My peace comes from being me in my full paradoxical technicolour.

Jesus loving, increasingly sweary, feminist, liberal(er), driven, passionate, leader (although I’m not quite sure who or what I’m leading and where too).

My inner and outer peace comes only through working to bridge the gaps between my life and values. The reality of my son and how he changes each one of us and our future together.


This peace is created as I bridge the gap between my faith and reality. In my relationships with others and unapologetic version of my true self. It is through having a ‘Strong back and soft front,’ as Joan Halifax described it. Where we say our uncomfortable truth and yet be prepared to sit in our vulnerability, listening attentively to people who have a different opinion. Brene Brown would add a ‘Wild heart’ too.
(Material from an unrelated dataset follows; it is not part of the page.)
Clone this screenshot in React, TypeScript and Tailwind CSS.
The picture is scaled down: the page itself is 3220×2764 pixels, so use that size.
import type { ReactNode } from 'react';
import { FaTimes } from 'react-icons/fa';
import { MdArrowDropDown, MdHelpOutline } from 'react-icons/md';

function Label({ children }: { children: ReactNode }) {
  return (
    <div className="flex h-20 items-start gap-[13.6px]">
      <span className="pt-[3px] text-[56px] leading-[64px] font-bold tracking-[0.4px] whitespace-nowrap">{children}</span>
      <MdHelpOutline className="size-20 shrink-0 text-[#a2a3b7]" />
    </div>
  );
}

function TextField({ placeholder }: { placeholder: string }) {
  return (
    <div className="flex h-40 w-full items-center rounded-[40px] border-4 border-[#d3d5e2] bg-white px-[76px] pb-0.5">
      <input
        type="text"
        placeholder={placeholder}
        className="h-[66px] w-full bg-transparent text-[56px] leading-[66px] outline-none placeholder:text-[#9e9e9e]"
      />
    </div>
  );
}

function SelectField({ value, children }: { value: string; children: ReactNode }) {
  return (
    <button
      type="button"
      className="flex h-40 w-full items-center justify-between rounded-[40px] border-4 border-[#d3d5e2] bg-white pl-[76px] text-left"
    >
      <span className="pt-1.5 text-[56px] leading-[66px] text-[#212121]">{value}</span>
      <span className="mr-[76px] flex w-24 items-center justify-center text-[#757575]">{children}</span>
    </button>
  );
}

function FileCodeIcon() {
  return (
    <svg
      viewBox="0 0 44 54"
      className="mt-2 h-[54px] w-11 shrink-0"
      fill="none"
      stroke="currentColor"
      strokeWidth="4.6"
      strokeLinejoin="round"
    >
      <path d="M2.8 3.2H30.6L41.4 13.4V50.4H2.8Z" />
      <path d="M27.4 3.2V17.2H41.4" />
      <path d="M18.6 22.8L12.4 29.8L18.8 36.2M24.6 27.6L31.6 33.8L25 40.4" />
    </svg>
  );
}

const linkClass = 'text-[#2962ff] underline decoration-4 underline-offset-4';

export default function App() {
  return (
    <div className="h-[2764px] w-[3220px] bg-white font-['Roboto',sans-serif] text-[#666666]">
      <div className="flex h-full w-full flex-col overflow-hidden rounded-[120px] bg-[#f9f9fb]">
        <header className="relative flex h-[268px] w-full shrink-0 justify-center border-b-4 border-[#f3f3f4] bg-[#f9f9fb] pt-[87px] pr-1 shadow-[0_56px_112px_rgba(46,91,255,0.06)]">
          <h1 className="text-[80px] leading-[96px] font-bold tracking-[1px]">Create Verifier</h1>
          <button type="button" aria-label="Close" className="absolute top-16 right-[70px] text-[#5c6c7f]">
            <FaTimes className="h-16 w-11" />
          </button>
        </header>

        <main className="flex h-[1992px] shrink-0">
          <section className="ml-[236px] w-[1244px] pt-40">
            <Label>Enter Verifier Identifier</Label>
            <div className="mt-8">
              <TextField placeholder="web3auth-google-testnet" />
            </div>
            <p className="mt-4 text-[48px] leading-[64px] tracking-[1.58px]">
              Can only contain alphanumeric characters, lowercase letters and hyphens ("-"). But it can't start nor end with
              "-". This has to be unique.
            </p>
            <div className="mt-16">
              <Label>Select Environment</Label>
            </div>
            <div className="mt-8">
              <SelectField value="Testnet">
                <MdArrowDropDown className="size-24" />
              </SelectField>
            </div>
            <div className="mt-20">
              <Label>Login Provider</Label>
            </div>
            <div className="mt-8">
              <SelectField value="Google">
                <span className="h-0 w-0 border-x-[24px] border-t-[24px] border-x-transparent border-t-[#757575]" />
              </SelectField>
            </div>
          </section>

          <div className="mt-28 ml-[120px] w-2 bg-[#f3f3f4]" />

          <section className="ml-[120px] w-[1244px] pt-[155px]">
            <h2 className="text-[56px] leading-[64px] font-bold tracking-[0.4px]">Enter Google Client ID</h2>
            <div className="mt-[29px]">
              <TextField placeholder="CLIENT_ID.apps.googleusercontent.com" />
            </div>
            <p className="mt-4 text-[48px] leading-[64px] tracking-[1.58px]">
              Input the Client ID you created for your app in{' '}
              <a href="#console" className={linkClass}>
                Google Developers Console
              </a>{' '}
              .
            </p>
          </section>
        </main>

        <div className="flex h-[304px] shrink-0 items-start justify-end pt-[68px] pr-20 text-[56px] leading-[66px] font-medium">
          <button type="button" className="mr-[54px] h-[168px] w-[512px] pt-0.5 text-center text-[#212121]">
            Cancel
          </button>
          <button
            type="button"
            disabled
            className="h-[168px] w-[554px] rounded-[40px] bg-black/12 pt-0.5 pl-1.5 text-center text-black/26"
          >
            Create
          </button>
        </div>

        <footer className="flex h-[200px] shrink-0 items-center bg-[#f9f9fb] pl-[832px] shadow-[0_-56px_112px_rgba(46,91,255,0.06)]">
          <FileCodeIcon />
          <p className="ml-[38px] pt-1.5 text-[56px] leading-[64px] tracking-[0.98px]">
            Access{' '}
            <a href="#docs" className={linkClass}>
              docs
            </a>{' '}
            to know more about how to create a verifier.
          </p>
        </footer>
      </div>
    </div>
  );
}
Where we can be curious, kind and sit in that gap long enough to understand the margins which exist before we attempt to build the bridge. (I suggest you listen to this wonderful podcast ‘On being’ with Kirsta Tippett interviewing Brene Brown on more of that topic)


Our lives, communities and families (whatever kind of family you are part of – royal or otherwise) don’t find peace through an absence of conflict. Peace is created through true connection and dialogue, which often comes at a cost. It can be awkward, will most likely be challenging and painful. People are human and fragile and beautiful and difficult.

But if 2020 taught us anything – it is surely that disconnection comes with a much greater cost.